Start Data in this exercise

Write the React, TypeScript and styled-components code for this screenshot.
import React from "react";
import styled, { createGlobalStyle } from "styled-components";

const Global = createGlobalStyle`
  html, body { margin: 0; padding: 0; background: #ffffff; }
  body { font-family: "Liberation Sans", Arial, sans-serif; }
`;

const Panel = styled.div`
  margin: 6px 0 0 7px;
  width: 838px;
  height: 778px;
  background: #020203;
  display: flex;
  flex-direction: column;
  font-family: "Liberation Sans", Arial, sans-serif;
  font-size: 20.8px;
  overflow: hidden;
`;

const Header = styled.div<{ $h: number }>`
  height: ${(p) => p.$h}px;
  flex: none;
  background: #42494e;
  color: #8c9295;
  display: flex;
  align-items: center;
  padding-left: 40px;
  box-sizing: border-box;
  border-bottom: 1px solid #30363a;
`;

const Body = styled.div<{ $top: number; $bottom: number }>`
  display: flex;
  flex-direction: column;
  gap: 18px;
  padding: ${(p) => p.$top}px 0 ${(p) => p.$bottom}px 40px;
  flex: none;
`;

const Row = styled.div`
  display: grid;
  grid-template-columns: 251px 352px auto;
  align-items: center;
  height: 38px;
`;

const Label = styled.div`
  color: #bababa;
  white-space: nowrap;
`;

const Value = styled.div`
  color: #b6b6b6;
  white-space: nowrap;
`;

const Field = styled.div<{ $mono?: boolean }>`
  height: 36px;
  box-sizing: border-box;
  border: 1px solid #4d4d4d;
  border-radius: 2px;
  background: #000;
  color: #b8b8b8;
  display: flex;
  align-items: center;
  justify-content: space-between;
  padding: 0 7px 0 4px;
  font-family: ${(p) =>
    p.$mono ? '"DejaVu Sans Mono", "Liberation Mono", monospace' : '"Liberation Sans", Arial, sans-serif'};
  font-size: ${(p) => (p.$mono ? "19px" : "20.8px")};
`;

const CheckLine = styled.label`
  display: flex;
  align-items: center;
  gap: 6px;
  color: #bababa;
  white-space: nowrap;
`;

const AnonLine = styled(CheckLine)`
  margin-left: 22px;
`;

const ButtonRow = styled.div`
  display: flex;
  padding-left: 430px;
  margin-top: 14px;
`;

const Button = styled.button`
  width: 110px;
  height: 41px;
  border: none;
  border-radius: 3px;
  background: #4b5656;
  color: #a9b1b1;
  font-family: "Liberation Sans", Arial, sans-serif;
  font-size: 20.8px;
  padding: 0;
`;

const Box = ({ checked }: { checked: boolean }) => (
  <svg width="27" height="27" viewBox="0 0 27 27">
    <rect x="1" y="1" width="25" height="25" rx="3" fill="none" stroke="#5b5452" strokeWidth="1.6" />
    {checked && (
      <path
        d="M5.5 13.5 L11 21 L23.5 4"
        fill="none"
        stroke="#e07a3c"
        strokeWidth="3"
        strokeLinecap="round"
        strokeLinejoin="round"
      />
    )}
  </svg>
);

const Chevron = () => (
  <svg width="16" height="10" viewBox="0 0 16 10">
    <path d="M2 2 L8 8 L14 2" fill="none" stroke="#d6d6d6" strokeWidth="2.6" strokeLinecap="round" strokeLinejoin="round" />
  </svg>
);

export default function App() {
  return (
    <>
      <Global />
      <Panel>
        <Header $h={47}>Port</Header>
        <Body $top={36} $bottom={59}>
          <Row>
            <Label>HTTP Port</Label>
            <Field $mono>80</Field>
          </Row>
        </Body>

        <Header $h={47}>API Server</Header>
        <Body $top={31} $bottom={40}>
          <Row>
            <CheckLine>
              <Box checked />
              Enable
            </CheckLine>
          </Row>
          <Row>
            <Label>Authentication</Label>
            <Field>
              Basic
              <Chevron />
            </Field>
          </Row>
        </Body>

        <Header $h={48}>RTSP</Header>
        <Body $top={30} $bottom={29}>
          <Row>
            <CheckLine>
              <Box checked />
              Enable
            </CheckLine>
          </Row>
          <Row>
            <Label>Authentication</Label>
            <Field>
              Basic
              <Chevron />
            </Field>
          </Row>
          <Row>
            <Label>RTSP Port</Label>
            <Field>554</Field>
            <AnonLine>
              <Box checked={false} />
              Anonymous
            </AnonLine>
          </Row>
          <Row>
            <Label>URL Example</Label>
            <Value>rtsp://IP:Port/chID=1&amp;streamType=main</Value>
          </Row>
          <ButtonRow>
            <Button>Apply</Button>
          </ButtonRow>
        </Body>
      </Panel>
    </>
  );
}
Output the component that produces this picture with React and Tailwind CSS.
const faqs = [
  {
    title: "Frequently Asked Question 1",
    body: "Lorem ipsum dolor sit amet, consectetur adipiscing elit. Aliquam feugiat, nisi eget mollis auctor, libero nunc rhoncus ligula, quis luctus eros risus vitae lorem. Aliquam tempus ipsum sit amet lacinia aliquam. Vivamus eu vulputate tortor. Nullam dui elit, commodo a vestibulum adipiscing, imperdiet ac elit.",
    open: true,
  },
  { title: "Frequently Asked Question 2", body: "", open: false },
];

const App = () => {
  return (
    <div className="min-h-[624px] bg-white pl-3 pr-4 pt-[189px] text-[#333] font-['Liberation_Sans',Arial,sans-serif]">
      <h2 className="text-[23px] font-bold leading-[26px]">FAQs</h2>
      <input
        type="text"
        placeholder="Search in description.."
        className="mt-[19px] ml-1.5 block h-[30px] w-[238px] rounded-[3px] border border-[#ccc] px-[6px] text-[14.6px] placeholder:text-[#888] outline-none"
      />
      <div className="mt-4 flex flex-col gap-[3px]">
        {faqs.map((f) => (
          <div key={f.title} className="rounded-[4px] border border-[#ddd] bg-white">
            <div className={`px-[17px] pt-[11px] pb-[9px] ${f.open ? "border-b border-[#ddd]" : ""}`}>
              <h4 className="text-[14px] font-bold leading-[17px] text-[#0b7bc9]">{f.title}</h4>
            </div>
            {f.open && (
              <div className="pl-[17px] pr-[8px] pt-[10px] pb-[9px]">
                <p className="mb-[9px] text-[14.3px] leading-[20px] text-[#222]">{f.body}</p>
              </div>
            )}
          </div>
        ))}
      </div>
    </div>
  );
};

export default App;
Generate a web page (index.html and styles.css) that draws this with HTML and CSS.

End Data in this exercise

* [The problem]
Every line above should be written out again exactly as it stands.

* [Reply]
Write the React, TypeScript and styled-components code for this screenshot.
import React from "react";
import styled, { createGlobalStyle } from "styled-components";

const Global = createGlobalStyle`
  html, body { margin: 0; padding: 0; background: #ffffff; }
  body { font-family: "Liberation Sans", Arial, sans-serif; }
`;

const Panel = styled.div`
  margin: 6px 0 0 7px;
  width: 838px;
  height: 778px;
  background: #020203;
  display: flex;
  flex-direction: column;
  font-family: "Liberation Sans", Arial, sans-serif;
  font-size: 20.8px;
  overflow: hidden;
`;

const Header = styled.div<{ $h: number }>`
  height: ${(p) => p.$h}px;
  flex: none;
  background: #42494e;
  color: #8c9295;
  display: flex;
  align-items: center;
  padding-left: 40px;
  box-sizing: border-box;
  border-bottom: 1px solid #30363a;
`;

const Body = styled.div<{ $top: number; $bottom: number }>`
  display: flex;
  flex-direction: column;
  gap: 18px;
  padding: ${(p) => p.$top}px 0 ${(p) => p.$bottom}px 40px;
  flex: none;
`;

const Row = styled.div`
  display: grid;
  grid-template-columns: 251px 352px auto;
  align-items: center;
  height: 38px;
`;

const Label = styled.div`
  color: #bababa;
  white-space: nowrap;
`;

const Value = styled.div`
  color: #b6b6b6;
  white-space: nowrap;
`;

const Field = styled.div<{ $mono?: boolean }>`
  height: 36px;
  box-sizing: border-box;
  border: 1px solid #4d4d4d;
  border-radius: 2px;
  background: #000;
  color: #b8b8b8;
  display: flex;
  align-items: center;
  justify-content: space-between;
  padding: 0 7px 0 4px;
  font-family: ${(p) =>
    p.$mono ? '"DejaVu Sans Mono", "Liberation Mono", monospace' : '"Liberation Sans", Arial, sans-serif'};
  font-size: ${(p) => (p.$mono ? "19px" : "20.8px")};
`;

const CheckLine = styled.label`
  display: flex;
  align-items: center;
  gap: 6px;
  color: #bababa;
  white-space: nowrap;
`;

const AnonLine = styled(CheckLine)`
  margin-left: 22px;
`;

const ButtonRow = styled.div`
  display: flex;
  padding-left: 430px;
  margin-top: 14px;
`;

const Button = styled.button`
  width: 110px;
  height: 41px;
  border: none;
  border-radius: 3px;
  background: #4b5656;
  color: #a9b1b1;
  font-family: "Liberation Sans", Arial, sans-serif;
  font-size: 20.8px;
  padding: 0;
`;

const Box = ({ checked }: { checked: boolean }) => (
  <svg width="27" height="27" viewBox="0 0 27 27">
    <rect x="1" y="1" width="25" height="25" rx="3" fill="none" stroke="#5b5452" strokeWidth="1.6" />
    {checked && (
      <path
        d="M5.5 13.5 L11 21 L23.5 4"
        fill="none"
        stroke="#e07a3c"
        strokeWidth="3"
        strokeLinecap="round"
        strokeLinejoin="round"
      />
    )}
  </svg>
);

const Chevron = () => (
  <svg width="16" height="10" viewBox="0 0 16 10">
    <path d="M2 2 L8 8 L14 2" fill="none" stroke="#d6d6d6" strokeWidth="2.6" strokeLinecap="round" strokeLinejoin="round" />
  </svg>
);

export default function App() {
  return (
    <>
      <Global />
      <Panel>
        <Header $h={47}>Port</Header>
        <Body $top={36} $bottom={59}>
          <Row>
            <Label>HTTP Port</Label>
            <Field $mono>80</Field>
          </Row>
        </Body>

        <Header $h={47}>API Server</Header>
        <Body $top={31} $bottom={40}>
          <Row>
            <CheckLine>
              <Box checked />
              Enable
            </CheckLine>
          </Row>
          <Row>
            <Label>Authentication</Label>
            <Field>
              Basic
              <Chevron />
            </Field>
          </Row>
        </Body>

        <Header $h={48}>RTSP</Header>
        <Body $top={30} $bottom={29}>
          <Row>
            <CheckLine>
              <Box checked />
              Enable
            </CheckLine>
          </Row>
          <Row>
            <Label>Authentication</Label>
            <Field>
              Basic
              <Chevron />
            </Field>
          </Row>
          <Row>
            <Label>RTSP Port</Label>
            <Field>554</Field>
            <AnonLine>
              <Box checked={false} />
              Anonymous
            </AnonLine>
          </Row>
          <Row>
            <Label>URL Example</Label>
            <Value>rtsp://IP:Port/chID=1&amp;streamType=main</Value>
          </Row>
          <ButtonRow>
            <Button>Apply</Button>
          </ButtonRow>
        </Body>
      </Panel>
    </>
  );
}
Output the component that produces this picture with React and Tailwind CSS.
const faqs = [
  {
    title: "Frequently Asked Question 1",
    body: "Lorem ipsum dolor sit amet, consectetur adipiscing elit. Aliquam feugiat, nisi eget mollis auctor, libero nunc rhoncus ligula, quis luctus eros risus vitae lorem. Aliquam tempus ipsum sit amet lacinia aliquam. Vivamus eu vulputate tortor. Nullam dui elit, commodo a vestibulum adipiscing, imperdiet ac elit.",
    open: true,
  },
  { title: "Frequently Asked Question 2", body: "", open: false },
];

const App = () => {
  return (
    <div className="min-h-[624px] bg-white pl-3 pr-4 pt-[189px] text-[#333] font-['Liberation_Sans',Arial,sans-serif]">
      <h2 className="text-[23px] font-bold leading-[26px]">FAQs</h2>
      <input
        type="text"
        placeholder="Search in description.."
        className="mt-[19px] ml-1.5 block h-[30px] w-[238px] rounded-[3px] border border-[#ccc] px-[6px] text-[14.6px] placeholder:text-[#888] outline-none"
      />
      <div className="mt-4 flex flex-col gap-[3px]">
        {faqs.map((f) => (
          <div key={f.title} className="rounded-[4px] border border-[#ddd] bg-white">
            <div className={`px-[17px] pt-[11px] pb-[9px] ${f.open ? "border-b border-[#ddd]" : ""}`}>
              <h4 className="text-[14px] font-bold leading-[17px] text-[#0b7bc9]">{f.title}</h4>
            </div>
            {f.open && (
              <div className="pl-[17px] pr-[8px] pt-[10px] pb-[9px]">
                <p className="mb-[9px] text-[14.3px] leading-[20px] text-[#222]">{f.body}</p>
              </div>
            )}
          </div>
        ))}
      </div>
    </div>
  );
};

export default App;
Generate a web page (index.html and styles.css) that draws this with HTML and CSS.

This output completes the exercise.